While there is not much more to say about the teacher, the student requires additional consideration, in particular since they are fully implemented in sparsesurv and cannot (easily) be replaced by external models.

There are three student types in sparsesurv, each corresponding to one of the three model types implemented:

1. sparsesurv.cv.KDPHElasticNetCV

2. sparsesurv.cv.KDAFTElasticNetCV

3. sparsesurv.cv.KDEHMultiTaskLassoCV

We note that since the Extended Hazards (EH) model has two linear predictors, it is implemented via a multi task lasso instead of a Lasso or Elastic Net.
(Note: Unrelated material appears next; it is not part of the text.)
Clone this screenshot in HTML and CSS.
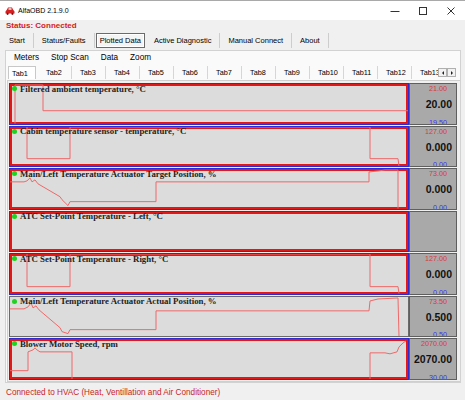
FILE: index.html
```html
<!DOCTYPE html>
<html lang="en">

<head>
  <meta charset="UTF-8">
  <title>AlfaOBD 2.1.9.0</title>
  <link rel="stylesheet" href="styles.css">
</head>

<body>
  <div class="window">

    <div class="titlebar">
      <svg class="app-icon" viewBox="0 0 10 8">
        <path d="M0.5 4.5 L2 2.5 L3 0.5 H7 L8 2.5 L9.5 4.5 V6.5 H0.5Z" fill="#d42020"/>
        <rect x="3.5" y="1.3" width="3" height="1.4" fill="#fff"/>
        <circle cx="2.6" cy="6.8" r="1.1" fill="#7a1010"/>
        <circle cx="7.4" cy="6.8" r="1.1" fill="#7a1010"/>
      </svg>
      <span class="title">AlfaOBD 2.1.9.0</span>
      <div class="controls">
        <span><svg width="10" height="10" viewBox="0 0 10 10"><path d="M0.5 5.5 H9.5" stroke="#333" fill="none"/></svg></span>
        <span><svg width="10" height="10" viewBox="0 0 10 10"><rect x="1.5" y="1.5" width="7" height="7" stroke="#333" fill="none"/></svg></span>
        <span><svg width="10" height="10" viewBox="0 0 10 10"><path d="M1.5 1.5 L8.5 8.5 M8.5 1.5 L1.5 8.5" stroke="#333" fill="none"/></svg></span>
      </div>
    </div>

    <div class="status">Status: Connected</div>

    <nav class="menu">
      <span class="menu-item">Start</span>
      <span class="menu-item">Status/Faults</span>
      <span class="menu-item selected">Plotted Data</span>
      <span class="menu-item">Active Diagnostic</span>
      <span class="menu-item">Manual Connect</span>
      <span class="menu-item">About</span>
    </nav>

    <section class="panel">
      <div class="toolbar">
        <span>Meters</span>
        <span>Stop Scan</span>
        <span>Data</span>
        <span>Zoom</span>
      </div>

      <div class="tab-strip">
        <div class="tabs">
          <span class="tab active">Tab1</span>
          <span class="tab">Tab2</span>
          <span class="tab">Tab3</span>
          <span class="tab">Tab4</span>
          <span class="tab">Tab5</span>
          <span class="tab">Tab6</span>
          <span class="tab">Tab7</span>
          <span class="tab">Tab8</span>
          <span class="tab">Tab9</span>
          <span class="tab">Tab10</span>
          <span class="tab">Tab11</span>
          <span class="tab">Tab12</span>
          <span class="tab">Tab13</span>
        </div>
        <div class="tab-scroll">
          <span class="arrow left"></span>
          <span class="arrow right"></span>
        </div>
      </div>

      <div class="page">
        <div class="plots">

          <div class="row">
            <div class="chart">
              <svg class="trace" viewBox="0 0 398 40" preserveAspectRatio="none">
                <polyline points="5,40 5,1 33,1 33,27 398,27"/>
              </svg>
              <div class="label"><i class="dot"></i>Filtered ambient temperature, °C</div>
            </div>
            <div class="readout">
              <span class="max">21.00</span>
              <span class="val">20.00</span>
              <span class="min">19.50</span>
            </div>
          </div>

          <div class="row">
            <div class="chart">
              <svg class="trace" viewBox="0 0 398 40" preserveAspectRatio="none">
                <polyline points="17,0 17,32 60,32 60,0 360,0 360,32 388,32 389,40"/>
              </svg>
              <div class="label"><i class="dot"></i>Cabin temperature sensor - temperature, °C</div>
            </div>
            <div class="readout">
              <span class="max">127.00</span>
              <span class="val">0.000</span>
              <span class="min">0.00</span>
            </div>
          </div>

          <div class="row">
            <div class="chart">
              <svg class="trace" viewBox="0 0 398 40" preserveAspectRatio="none">
                <polyline points="0,13 14,13 17,12 20,9 22,13 25,11 28,15 50,28 52,31 58,37 60,33 146,33 146,13 359,13 359,3 368,2 375,1 388,1 388,40"/>
              </svg>
              <div class="label"><i class="dot"></i>Main/Left Temperature Actuator Target Position, %</div>
            </div>
            <div class="readout">
              <span class="max">73.00</span>
              <span class="val">0.000</span>
              <span class="min">0.00</span>
            </div>
          </div>

          <div class="row">
            <div class="chart">
              <div class="label"><i class="dot"></i>ATC Set-Point Temperature - Left, °C</div>
            </div>
            <div class="readout"></div>
          </div>

          <div class="row">
            <div class="chart">
              <svg class="trace" viewBox="0 0 398 40" preserveAspectRatio="none">
                <polyline points="17,0 17,33 60,33 60,0 360,0 360,33 388,33 389,40"/>
              </svg>
              <div class="label"><i class="dot"></i>ATC Set-Point Temperature - Right, °C</div>
            </div>
            <div class="readout">
              <span class="max">127.00</span>
              <span class="val">0.000</span>
              <span class="min">0.00</span>
            </div>
          </div>

          <div class="row">
            <div class="chart plain">
              <svg class="trace" viewBox="0 0 398 40" preserveAspectRatio="none">
                <polyline points="0,12 14,12 18,10 21,6 23,11 26,9 29,13 50,31 52,35 58,37 60,33 146,33 146,14 359,14 360,4 368,2 388,1 389,40 398,40"/>
              </svg>
              <div class="label"><i class="dot"></i>Main/Left Temperature Actuator Actual Position, %</div>
            </div>
            <div class="readout">
              <span class="max">73.50</span>
              <span class="val">0.500</span>
              <span class="min">0.50</span>
            </div>
          </div>

          <div class="row">
            <div class="chart">
              <svg class="trace" viewBox="0 0 398 40" preserveAspectRatio="none">
                <polyline points="0,32 18,32 18,13 23,11 25,9 27,11 30,13 62,13 62,41 360,41 360,14 375,14 380,15 387,13 389,8 393,4 396,2"/>
              </svg>
              <div class="label"><i class="dot"></i>Blower Motor Speed, rpm</div>
            </div>
            <div class="readout">
              <span class="max">2070.00</span>
              <span class="val">2070.00</span>
              <span class="min">30.00</span>
            </div>
          </div>

        </div>
      </div>
    </section>

    <div class="footer">Connected to HVAC (Heat, Ventillation and Air Conditioner)</div>
  </div>
</body>

</html>
```

FILE: styles.css
```css
/* Window frame */
body {
  margin: 0;
  background: #f0f0f0;
  font-family: "Liberation Sans", Arial, sans-serif;
  color: #000;
}

.window {
  width: 465px;
  height: 400px;
  overflow: hidden;
  border-top: 1px solid #a9a9a9;
  box-sizing: border-box;
}

/* Title bar */
.titlebar {
  display: flex;
  align-items: center;
  height: 19px;
  background: #fff;
  padding-left: 5px;
}

.app-icon {
  width: 10px;
  height: 8px;
  margin-right: 3px;
}

.title {
  font-size: 7px;
}

.controls {
  margin-left: auto;
  display: flex;
}

.controls span {
  width: 28px;
  display: flex;
  justify-content: center;
}

/* Status line */
.status {
  height: 11px;
  line-height: 11px;
  padding-left: 6px;
  font-size: 8px;
  font-weight: bold;
  color: #d41a1a;
}

/* Top menu */
.menu {
  display: flex;
  padding: 2px 0 2px 1px;
  font-size: 7.5px;
}

.menu-item {
  height: 15px;
  line-height: 15px;
  padding: 0 8px;
  border-right: 1px solid #cdcdcd;
}

.menu-item.selected {
  height: 13px;
  line-height: 13px;
  padding: 0 3px;
  margin: 0 1px 0 1px;
  border: 1px solid #6b6b6b;
  box-shadow: inset 0 0 0 1px #fff;
  background: #f4f4f4;
}

/* Main panel */
.panel {
  margin-left: 5px;
  width: 456px;
  border: 1px solid #d2d2d2;
  background: #fafafa;
  box-sizing: border-box;
}

.toolbar {
  display: flex;
  gap: 12px;
  height: 14px;
  line-height: 14px;
  padding-left: 8px;
  font-size: 8.2px;
}

/* Tab strip */
.tab-strip {
  display: flex;
  height: 15px;
}

.tabs {
  flex: 1;
  display: flex;
  overflow: hidden;
  padding-left: 2px;
  padding-top: 1px;
}

.tab {
  flex: none;
  width: 34px;
  height: 13px;
  line-height: 13px;
  padding-left: 8px;
  box-sizing: border-box;
  border-right: 1px solid #d6d6d6;
  font-size: 7.3px;
}

.tab.active {
  width: 28px;
  padding-left: 3px;
  margin-right: 2px;
  background: #fff;
  border: 1px solid #c8c8c8;
  border-bottom: none;
}

.tab-scroll {
  display: flex;
  margin: 3px 4px 0 0;
}

.arrow {
  width: 9px;
  height: 9px;
  box-sizing: border-box;
  border: 1px solid #b0b0b0;
  background: #f2f2f2;
  display: flex;
  align-items: center;
  justify-content: center;
}

.arrow::before {
  content: "";
  border-top: 2px solid transparent;
  border-bottom: 2px solid transparent;
}

.arrow.left::before {
  border-right: 2px solid #222;
}

.arrow.right::before {
  border-left: 2px solid #222;
}

/* Plot page */
.page {
  margin-left: 1px;
  border-top: 1px solid #cfcfcf;
  border-left: 1px solid #cfcfcf;
  border-bottom: 1px solid #cfcfcf;
  padding: 2px 0 1px 1px;
  background: #f0f0f0;
}

.plots {
  display: flex;
  flex-direction: column;
  gap: 1px;
  height: 297px;
}

.row {
  flex: 1;
  display: flex;
}

.chart {
  position: relative;
  width: 400px;
  box-sizing: border-box;
  border: 1px solid #2b2bd2;
  box-shadow: inset 0 0 0 2px #e41616;
  background: #dcdcdc;
  overflow: hidden;
}

.chart.plain {
  border-color: #6a6a6a;
  box-shadow: none;
}

.trace {
  position: absolute;
  left: 0;
  top: 0;
  width: 100%;
  height: 100%;
}

.trace polyline {
  fill: none;
  stroke: #f06868;
  stroke-width: 1;
  vector-effect: non-scaling-stroke;
}

.label {
  position: relative;
  display: flex;
  align-items: center;
  height: 9px;
  padding-left: 2px;
  font-family: "Liberation Serif", "Times New Roman", serif;
  font-size: 8.8px;
  font-weight: bold;
  color: #1e1e1e;
  white-space: nowrap;
}

.dot {
  width: 5px;
  height: 5px;
  border-radius: 50%;
  background: #1fd21f;
  margin-right: 3px;
}

/* Value column */
.readout {
  width: 48px;
  box-sizing: border-box;
  border: 1px solid #5f5f5f;
  background: #a9a9a9;
  display: flex;
  flex-direction: column;
  align-items: flex-end;
  padding-right: 4px;
  overflow: hidden;
}

.max,
.min {
  font-size: 7.2px;
  line-height: 9px;
  margin-right: 5px;
}

.max {
  color: #d83a3a;
}

.min {
  color: #3434f0;
  margin-top: auto;
  margin-bottom: -3px;
}

.val {
  margin-top: 5px;
  font-size: 10.5px;
  line-height: 13px;
  font-weight: bold;
  color: #111;
}

/* Bottom status */
.footer {
  padding: 3px 0 0 6px;
  line-height: 14px;
  font-size: 8.2px;
  color: #c81e1e;
}
```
Please refer to our full API for further details on these parameters. Below, we show how each of these models may be fit.

[23]:
pipe_cox_efron = KDSurv(
            teacher=make_pipeline(
                StandardScaler(),
                PCA(n_components=16),
                CoxPHSurvivalAnalysis(ties="efron"),
            ),
            student=make_pipeline(
                StandardScaler(),
                KDPHElasticNetCV(
                    tie_correction="efron",
                    l1_ratio=0.9,
                    eps=0.01,
                    n_alphas=100,
                    cv=5,
                    stratify_cv=True,
                    seed=None,
                    shuffle_cv=False,
                    cv_score_method="linear_predictor",
                    n_jobs=1,
                    alpha_type="min",
                ),
            ),
        )

pipe_cox_breslow = KDSurv(
            teacher=make_pipeline(
                StandardScaler(),
                PCA(n_components=16),
                CoxPHSurvivalAnalysis(ties="breslow"),
            ),
            student=make_pipeline(
                StandardScaler(),
                KDPHElasticNetCV(
                    tie_correction="breslow",
                    l1_ratio=0.9,
                    eps=0.01,
                    n_alphas=100,
                    cv=5,
                    stratify_cv=True,
                    seed=None,
                    shuffle_cv=False,
                    cv_score_method="linear_predictor",
                    n_jobs=1,
                    alpha_type="min",
                ),
            ),
        )

pipe_cox_aft = KDSurv(
            teacher=make_pipeline(
                StandardScaler(),
                PCA(n_components=16),
                AFT()
            ),
            student=make_pipeline(
                StandardScaler(),
                KDAFTElasticNetCV(
                    l1_ratio=0.9,
                    eps=0.01,
                    n_alphas=100,
                    cv=5,
                    stratify_cv=True,
                    seed=None,
                    shuffle_cv=False,
                    cv_score_method="linear_predictor",
                    n_jobs=1,
                    alpha_type="min",
                ),
            ),
        )

pipe_cox_eh = KDSurv(
            teacher=make_pipeline(
                StandardScaler(),
                PCA(n_components=16),
                EH()
            ),
            student=make_pipeline(
                StandardScaler(),
                KDEHMultiTaskLassoCV(
                    eps=0.01,
                    n_alphas=100,
                    cv=5,
                    stratify_cv=True,
                    seed=None,
                    shuffle_cv=False,
                    cv_score_method="linear_predictor",
                    n_jobs=1,
                    alpha_type="min",
                ),
            ),
        )
[24]:
pipe_cox_efron.fit(X_train, y_train)
pipe_cox_breslow.fit(X_train, y_train)
pipe_cox_aft.fit(X_train, y_train)
pipe_cox_eh.fit(X_train, y_train)
[26]:
import numpy as np
np.sum(pipe_cox_efron.student[1].coef_ != 0.0)
[26]:
176
[27]:
np.sum(pipe_cox_breslow.student[1].coef_ != 0.0)
[27]:
173
[28]:
np.sum(pipe_cox_aft.student[1].coef_ != 0.0)
[28]:
185
[31]:
int(np.sum(pipe_cox_eh.student[1].coef_ != 0.0) / 2)
[31]:
319
[35]:
from sksurv.metrics import concordance_index_censored
concordance_index_censored(y_test["event"], y_test["time"], pipe_cox_efron.predict(X_test))[0]
[35]:
0.5215973920130399
[36]:
concordance_index_censored(y_test["event"], y_test["time"], pipe_cox_breslow.predict(X_test))[0]
[36]:
0.530562347188264
[37]:
concordance_index_censored(y_test["event"], y_test["time"], pipe_cox_aft.predict(X_test))[0]
[37]:
0.5872045639771801

We can see that both sparsity and discriminative performance of the distilled models can depend significantly on the teacher model (class).